Can I ask why you decided to teach your children so systematically from so young?
Sure! My husband and I both went to Stanford University, where we both felt just average. What we noticed, were that the kids there from academically advantaged homes (children of alumni, children of alumni from ivy league schools, children of Phds, kids who had gone to prep school etc) found Stanford much easier than we did. It wasn't necessarily that they were so much smarter (although a lot of them were), but many of them were just better prepared.

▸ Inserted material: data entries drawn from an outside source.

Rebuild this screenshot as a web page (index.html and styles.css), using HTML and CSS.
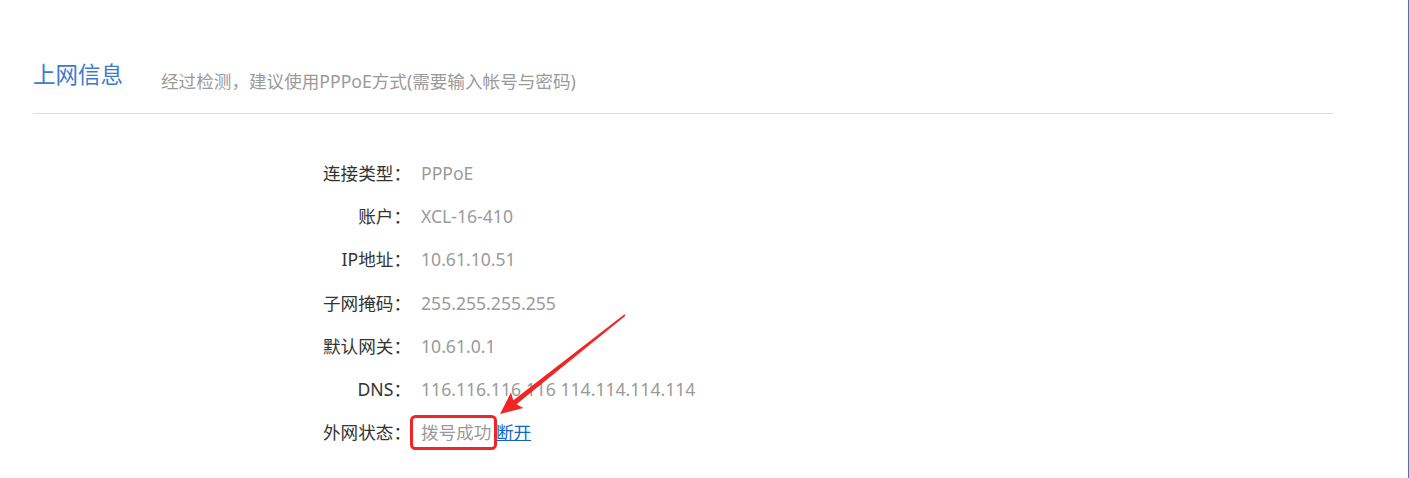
FILE: index.html
```html
<!DOCTYPE html>
<html lang="zh-CN">
<head>
<meta charset="utf-8">
<title>上网信息</title>
<link rel="stylesheet" href="styles.css">
</head>
<body>
<div class="page">
  <div class="content">
    <div class="header">
      <h2 class="title">上网信息</h2>
      <p class="subtitle">经过检测，建议使用PPPoE方式(需要输入帐号与密码)</p>
    </div>
    <div class="info">
      <div class="row"><span class="label">连接类型：</span><span class="value">PPPoE</span></div>
      <div class="row"><span class="label">账户：</span><span class="value">XCL-16-410</span></div>
      <div class="row"><span class="label">IP地址：</span><span class="value">10.61.10.51</span></div>
      <div class="row"><span class="label">子网掩码：</span><span class="value">255.255.255.255</span></div>
      <div class="row"><span class="label">默认网关：</span><span class="value">10.61.0.1</span></div>
      <div class="row"><span class="label">DNS：</span><span class="value">116.116.116.116 114.114.114.114</span></div>
      <div class="row"><span class="label">外网状态：</span><span class="value">拨号成功 <a class="link" href="#">断开</a></span></div>
    </div>
  </div>
  <svg class="annot" width="1409" height="478" viewBox="0 0 1409 478" aria-hidden="true">
    <rect x="411.5" y="416.5" width="84" height="32" rx="4" ry="4" fill="none" stroke="#f02626" stroke-width="3"/>
    <polygon fill="#f02626" points="500,414 523.4,408.1 516.5,404.2 625.5,315.8 624.5,314.2 513.3,400.2 511,392.5"/>
  </svg>
</div>
</body>
</html>
```

FILE: styles.css
```css
html, body {
  margin: 0;
  padding: 0;
  background: #ffffff;
}

body {
  font-family: "Noto Sans", "Noto Sans CJK SC", sans-serif;
  color: #333333;
}

.page {
  position: relative;
  width: 1409px;
  height: 478px;
  box-sizing: border-box;
  border-right: 1px solid #1a84e6;
  overflow: hidden;
}

.content {
  width: 1300px;
  margin-left: 33px;
}

.header {
  display: flex;
  align-items: flex-start;
  padding-top: 58px;
  padding-bottom: 19px;
  border-bottom: 1px solid #dcdcdc;
}

.title {
  margin: 0;
  font-size: 22.5px;
  line-height: 30px;
  font-weight: normal;
  color: #3a7bd0;
  font-family: "Noto Sans CJK SC", sans-serif;
}

.subtitle {
  margin: 10px 0 0 38px;
  font-size: 17.6px;
  line-height: 26px;
  color: #9a9a9a;
}

.info {
  margin-top: 38px;
  display: flex;
  flex-direction: column;
}

.row {
  display: grid;
  grid-template-columns: 378px 1fr;
  column-gap: 10px;
  height: 43.2px;
  line-height: 43.2px;
  font-size: 17.6px;
}

.label {
  text-align: right;
  color: #333333;
  white-space: nowrap;
}

.value {
  color: #9a9a9a;
  white-space: nowrap;
}

.link {
  color: #1565c8;
  text-decoration: underline;
}

.annot {
  position: absolute;
  left: 0;
  top: 0;
  pointer-events: none;
}
```
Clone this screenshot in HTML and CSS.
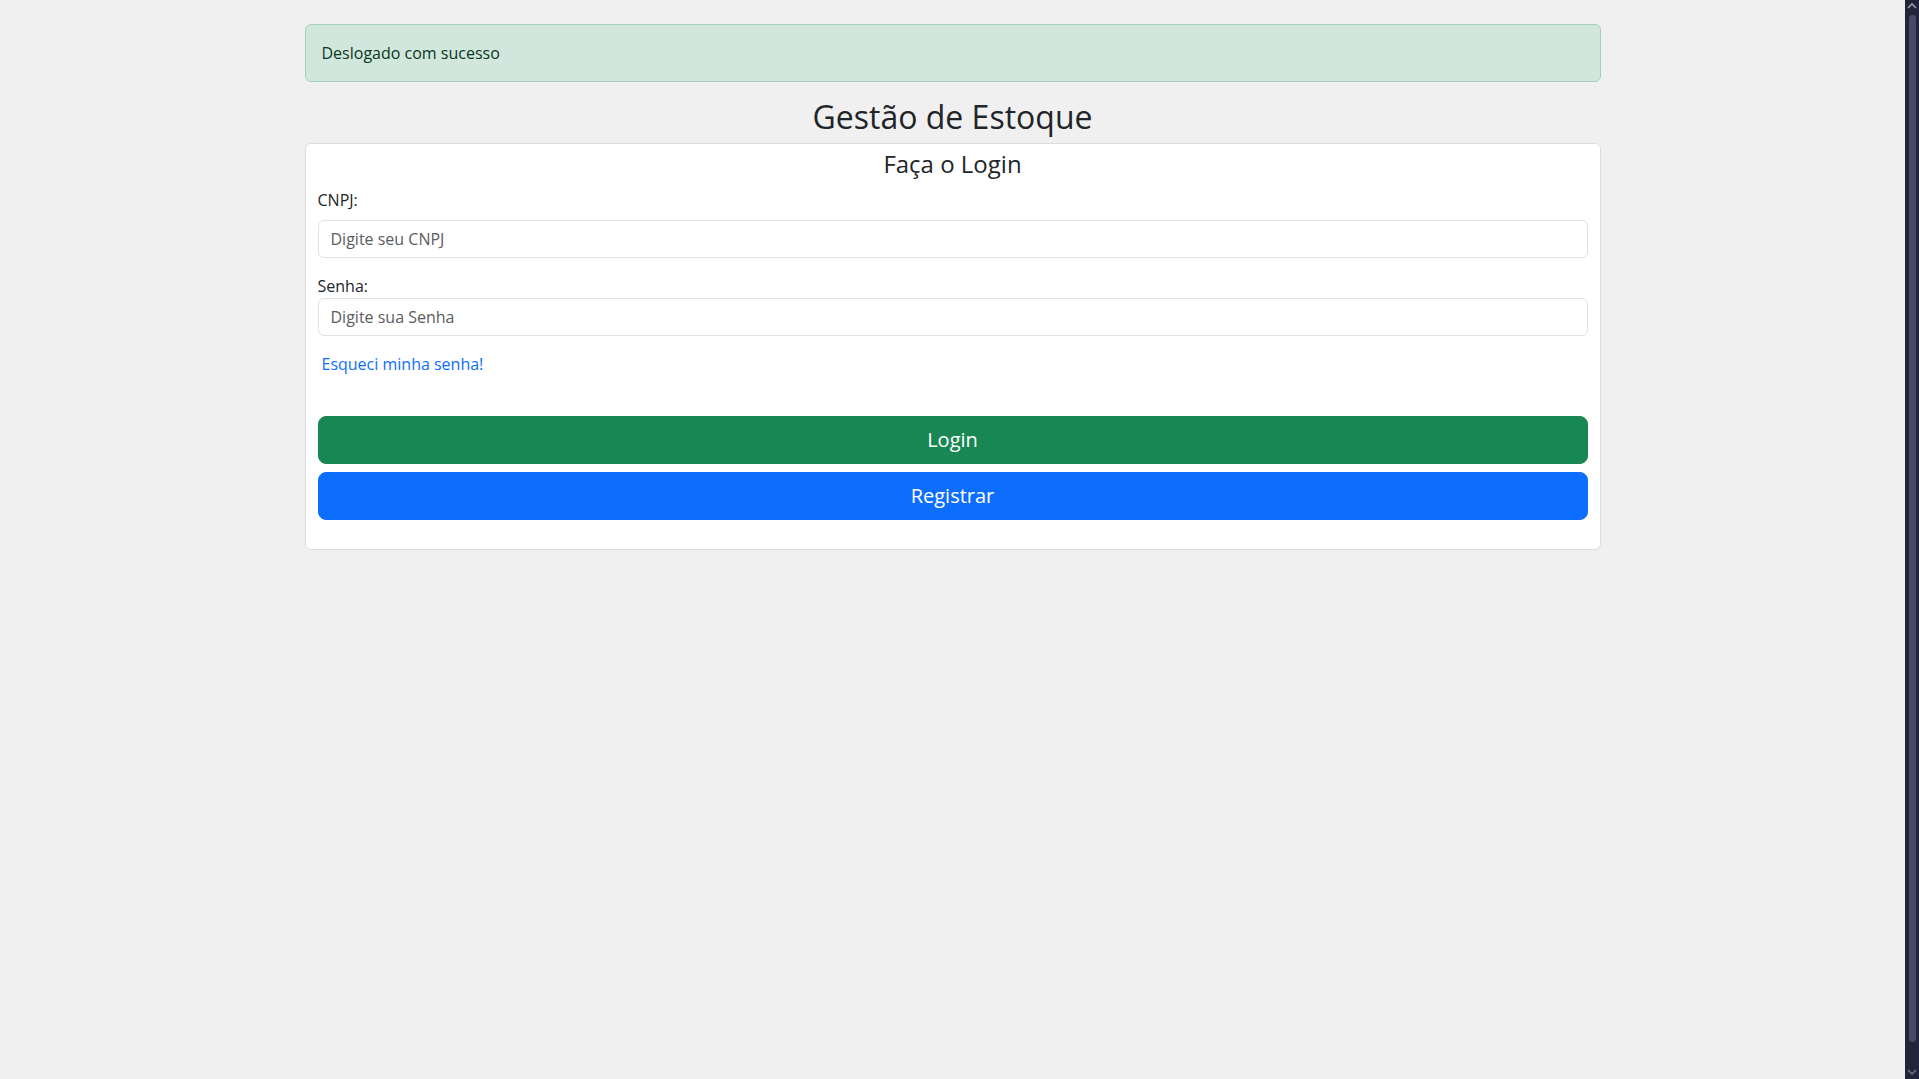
FILE: index.html
```html
<!DOCTYPE html>
<html lang="pt-BR">
<head>
<meta charset="utf-8">
<title>Gestão de Estoque</title>
<link rel="stylesheet" href="styles.css">
</head>
<body>
<div class="page">
  <main class="container">
    <div class="alert">Deslogado com sucesso</div>
    <h2 class="title">Gestão de Estoque</h2>
    <div class="card">
      <h4 class="card-title">Faça o Login</h4>
      <form class="form">
        <label class="label label-first" for="cnpj">CNPJ:</label>
        <input class="input input-first" id="cnpj" type="text" placeholder="Digite seu CNPJ">
        <label class="label" for="senha">Senha:</label>
        <input class="input" id="senha" type="password" placeholder="Digite sua Senha">
        <a class="forgot" href="#">Esqueci minha senha!</a>
        <button type="button" class="btn btn-success">Login</button>
        <button type="button" class="btn btn-primary">Registrar</button>
      </form>
    </div>
  </main>
</div>
<div class="scrollbar">
  <svg class="sb-arrow sb-up" width="10" height="6" viewBox="0 0 10 6"><path d="M1 5 L5 1 L9 5" fill="none" stroke="#9a9db0" stroke-width="1.6"/></svg>
  <div class="sb-thumb"></div>
  <svg class="sb-arrow sb-down" width="10" height="6" viewBox="0 0 10 6"><path d="M1 1 L5 5 L9 1" fill="none" stroke="#6b6e82" stroke-width="1.6"/></svg>
</div>
</body>
</html>
```

FILE: styles.css
```css
* { box-sizing: border-box; }

html, body {
  margin: 0;
  padding: 0;
  height: 100%;
  overflow: hidden;
}

body {
  background: #f0f0f0;
  color: #212529;
  font-family: "Open Sans", "Noto Sans", "Liberation Sans", sans-serif;
  font-size: 16px;
  line-height: 1.5;
}

.page {
  margin-right: 14px;
}

.container {
  width: 1296px;
  margin: 0 auto;
  padding-top: 24px;
}

.alert {
  background: #d1e7dd;
  border: 1px solid #a3cfbb;
  color: #0a3622;
  border-radius: 6px;
  padding: 16px;
  line-height: 24px;
  font-size: 16px;
  margin-bottom: 16px;
}

.title {
  margin: 0 0 7px;
  text-align: center;
  font-size: 32px;
  font-weight: 500;
  line-height: 38.4px;
  color: #212529;
}

.card {
  background: #fff;
  border: 1px solid #dcdde2;
  border-radius: 6px;
  padding: 5px 12px 29px;
}

.card-title {
  margin: 0 0 10px;
  text-align: center;
  font-size: 24px;
  font-weight: 400;
  line-height: 29px;
  color: #212529;
}

.form {
  display: flex;
  flex-direction: column;
}

.label {
  display: block;
  font-size: 16px;
  line-height: 24px;
  color: #212529;
}

.label-first {
  margin-bottom: 8px;
}

.input {
  display: block;
  width: 100%;
  height: 38px;
  padding: 6px 12px;
  font-family: inherit;
  font-size: 16px;
  line-height: 24px;
  color: #212529;
  background: #fff;
  border: 1px solid #dee2e6;
  border-radius: 6px;
  outline: none;
}

.input::placeholder {
  color: #595c5f;
}

.input-first {
  margin-bottom: 16px;
}

.forgot {
  align-self: flex-start;
  margin: 16px 0 0 4px;
  font-size: 16px;
  line-height: 24px;
  color: #0d6efd;
  text-decoration: none;
}

.btn {
  display: block;
  width: 100%;
  height: 48px;
  border-radius: 8px;
  border: 1px solid transparent;
  font-family: inherit;
  font-size: 20px;
  line-height: 30px;
  color: #fff;
  cursor: pointer;
}

.btn-success {
  margin-top: 40px;
  background: #198754;
  border-color: #198754;
}

.btn-primary {
  margin-top: 8px;
  background: #0d6efd;
  border-color: #0d6efd;
}

.scrollbar {
  position: fixed;
  top: 0;
  right: 0;
  width: 14px;
  height: 100%;
  background: #21243a;
}

.sb-arrow {
  position: absolute;
  left: 2px;
}

.sb-up { top: 3px; }
.sb-down { bottom: 4px; }

.sb-thumb {
  position: absolute;
  top: 15px;
  bottom: 37px;
  left: 4px;
  width: 7px;
  border-radius: 4px;
  background: #474a62;
}
```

That's curious; some of my core decisions about educating my son are driven from my own experience of feeling I wasn't as well prepared for university as I could have been, but my decisions have gone a completely different way. In my case, the problem, as I see it, was that I hadn't been challenged enough at school - instead of giving me harder tasks (especially in maths), those around me had encouraged my perfectionism. So I went to university with an absolutely rock solid basis of school-level material, but when I finally got to a level where some of the work wasn't easy for me, I had no idea how to deal with that situation and felt the universe was broken! Took me years to get back on an even keel. It would have been far better for me if I'd gone to university with some gaps in the prerequisite knowledge but with experience of getting through somehow when I didn't understand something. I determined that my DS should always have problems that were hard for him, including things he couldn't do, no matter how good he was at something, and not too much direction; I want him to struggle a bit and to know that that's OK. Before he started school I was very happy he should work at whatever he was interested in in the way that preschoolers do; I stepped in to influence his maths when he started to complain that what they did at school was boring. In fact this was part of why I positively decided not to teach him to read (even though I knew my mother had taught me) - when he was a baby, I had a vision of this being his first experience of struggling with something and getting there with effort, and that seemed good. Of course in the event, he doesn't remember not being able to read, but I tried!
The bottom line is surely that we do what feels right in our families, influenced by our experiences and whatever else we find to assimilate. One of the things I find interesting about this place is the different decisions people make.